Newman apparently decided that situation wasn’t enough for the school, and sought to radically reform its identity and supercharge its rankings. Now, it appears he may be forced out of his job instead.

The trouble began in January, when the Mountain Echo, a student publication, revealed the details of a meeting between Newman and several faculty members regarding his plan to boost the school’s rankings. Newman wanted to give freshmen a survey that would be used to identify about two dozen who would be deemed at high risk of failing (due to learning disabilities, depression, financial reasons, or other factors), with the goal of dismissing them from the college early with a full tuition refund so that their ultimate failure to graduate would not count against rankings. When some professors objected to the request, saying it would be wrong or misguided to push those kinds of students out, Newman said there would be some necessary “collateral damage” with his plan and said they needed to learn to “drown the bunnies.”

“This is hard for you because you think of the students as cuddly bunnies, but you can’t,” Newman reportedly said. “You just have to drown the bunnies … put a Glock to their heads.”

That controversy by itself would have been a little embarrassing, but it only grew more wild from there.

Newman retaliated Feb. 8 by firing two faculty members; one served as a faculty adviser to the Mountain Echo and the other was simply an outspoken critic of Newman’s policies. Both received dismissal letters explicitly accusing them of being “disloyal” to the university. Newman also demoted the school’s provost, who remained as a regular faculty member.

Especially because one of the fired faculty members, Thane Naberhaus, had tenure, the firings sparked a national outrage, with critics accusing Newman of crushing academic freedom.

The controversial firings, it turns out, were only the start of the scandal. Anger at Newman caused a host of stories to bubble up in local and Catholic news sources, accusing Newman of trying to quash the school’s well-established Catholic identity.

According to the Catholic News Agency (CNA), Newman repeatedly made disparaging remarks about the school’s religious identity, at one point even referring to some Catholic students as “Catholic jihadis.” The recently-dismissed Naberhaus told CNA that Newman had taken a business-like approach to the school’s operation, complaining that “if you go in the marketplace, Catholic doesn’t sell, liberal arts doesn’t sell.'”
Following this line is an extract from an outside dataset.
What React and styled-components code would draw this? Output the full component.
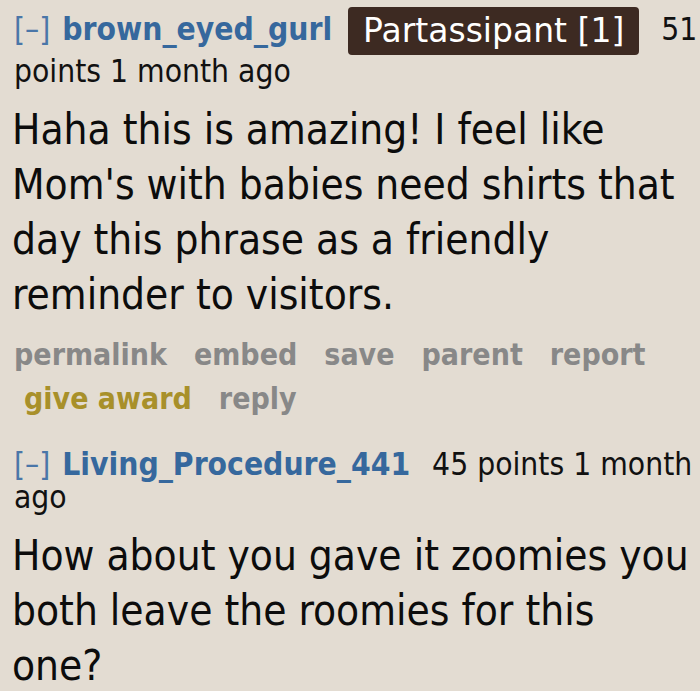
import styled, { createGlobalStyle } from 'styled-components';

const GlobalStyle = createGlobalStyle`
    html, body {
        margin: 0;
        padding: 0;
        background: #e3dcd2;
    }
    body {
        font-family: "DejaVu Sans Condensed", "DejaVu Sans", sans-serif;
        color: #111;
    }
`;

const comments = [
    {
        author: 'brown_eyed_gurl',
        flair: 'Partassipant [1]',
        points: 51,
        age: '1 month ago',
        body: "Haha this is amazing! I feel like Mom's with babies need shirts that day this phrase as a friendly reminder to visitors.",
        actions: ['permalink', 'embed', 'save', 'parent', 'report', 'give award', 'reply']
    },
    {
        author: 'Living_Procedure_441',
        points: 45,
        age: '1 month ago',
        body: 'How about you gave it zoomies you both leave the roomies for this one?'
    }
];

const Comment = ({ author, flair, points, age, body, actions }) => {
    return (
        <Entry>
            <Tagline>
                <Toggle>[–]</Toggle> <Author>{author}</Author>
                {flair && <Flair>{flair}</Flair>}
                <Score>{points} points</Score> {age}
            </Tagline>
            <Body>{body}</Body>
            {actions && (
                <Actions>
                    {actions.map((a) => (
                        <Action key={a} $award={a === 'give award'}>{a}</Action>
                    ))}
                </Actions>
            )}
        </Entry>
    );
};

const App = () => {
    return (
        <>
            <GlobalStyle />
            <Page>
                {comments.map((c) => (
                    <Comment key={c.author} {...c} />
                ))}
            </Page>
        </>
    );
};

export default App;

const Page = styled.div`
    width: 688px;
    padding: 7px 0 0 12px;
    height: 684px;
    overflow: hidden;
`;

const Entry = styled.div`
    margin-bottom: 30px;
`;

const Tagline = styled.div`
    font-size: 31.5px;
    line-height: 33px;
    padding-left: 2px;
    color: #111;
`;

const Toggle = styled.span`
    color: #4a76a8;
    font-weight: 400;
    margin-right: 3px;
`;

const Author = styled.span`
    color: #36689d;
    font-weight: 700;
`;

const Flair = styled.span`
    display: inline-block;
    margin-left: 16px;
    padding: 0 15px;
    background: #3d2a22;
    color: #fff;
    border-radius: 4px;
    font-family: "DejaVu Sans", sans-serif;
    font-size: 33px;
    line-height: 48px;
    vertical-align: middle;
`;

const Score = styled.span`
    margin-left: 22px;
`;

const Body = styled.div`
    width: 680px;
    font-size: 42px;
    line-height: 55px;
    margin-top: 14px;
    color: #0c0c0c;
`;

const Actions = styled.ul`
    display: flex;
    flex-wrap: wrap;
    column-gap: 17px;
    row-gap: 6px;
    list-style: none;
    margin: 14px 0 0;
    padding: 0 0 0 2px;
`;

const Action = styled.li`
    font-size: 30px;
    line-height: 38px;
    font-weight: 700;
    color: ${(p) => (p.$award ? '#a8902a' : '#888888')};
    padding-left: 10px;

    &:first-child {
        padding-left: 0;
    }
`;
Similarly, a former administrator told CNA that Newman once complained the school had too many crucifixes on campus.

In response to intense criticism, Newman reinstated the two fired professors Friday, but the damage had already been done. Naberhaus responded by insisting that he will not return to the school as long as Newman remains president.

“Hell no,” he told the Chronicle of Higher Education in an email. “Not going back until he’s gone.”

Naberhaus may not have long to wait. The school’s faculty voted Friday by a stunningly lopsided 87-3 margin to demand that Newman step down by Monday.

“Our community is suffering,” the faculty letter says. “We have come to the sad conclusion that this state of affairs cannot be resolved while you continue in your current office. Therefore, it is with a heavy heart, in a loving spirit of compassion and forgiveness, that we appeal to your generosity of spirit and ask that you resign your position for the good of our community by 9:00 AM on February 15, 2016.”

Whether the faculty will get their wish is unclear. Thus far, the school’s board has steadfastly stood behind Newman, instead suggesting that unruly faculty are to blame for tensions at the school.